さて、では実質的に核保有国なのだから、日本も自前の核を持った方が良いでしょうか?
つまり日本も核武装するべきでしょうか?
因みにこれは技術的には極めて容易だと言われていますね。「その気になれば核兵器なんて三日で作れる」という言葉があるように、恐らく日本は容易に作れる事でしょう。
技術だけでなく日本には原発で使うための原料もあるしお金もありますから。
しかしながら少なくとも現時点では、核を持つメリットよりもデメリットの方が遙かに多いと思われます。
中でも致命的なデメリットは、“アメリカが許可しない事”でしょう。
日本に限らず、第二次大戦の敗戦国が核を持つ事は決して許される事は無いと思われます。
だって核武装は戦勝国だけの既得権益なのですから。(だからフランスも何だかんだで許された)
もしも強引に日本が核を持ったりすれば、アメリカを始め世界中から経済制裁を食らうだけでしょう。
逆に言えばアメリカさえ許可すれば持つ事も可能かもしれませんが、まず許可する事はないと思います。
もし日本やドイツなどの第二次大戦の敗戦国が核を持てる日が来たなら、その時こそが“戦後レジーム”が終わる時なのかもしれませんね。
またもう一つの解として、逆に“世界から核兵器を廃絶する”という考え方もありますね。

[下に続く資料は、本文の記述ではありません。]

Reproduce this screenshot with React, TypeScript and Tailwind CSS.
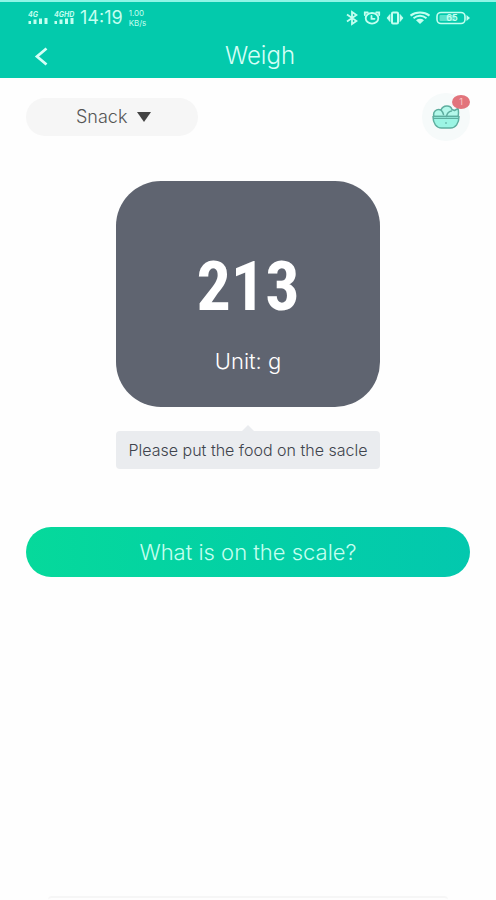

日本人はきっとこちらの考えの方が多いのではないでしょうか?
ですがもし本気で核廃絶の願いを叶えたいと考えるのなら、”原爆の悲惨さを世界に訴える”や、“自分が核を持たない”という75年以上全く効果が無かった手法ではなく、どうやったら世界から核兵器が無くなるか、その具体的な手段を考える必要があるでしょう。
最後に一つ、アインシュタインの名言を紹介しておきましょう。
「同じことを繰り返しながら違う結果を望むこと、それを狂気という」
長くなりましたが、この話はこの辺にしておきましょう。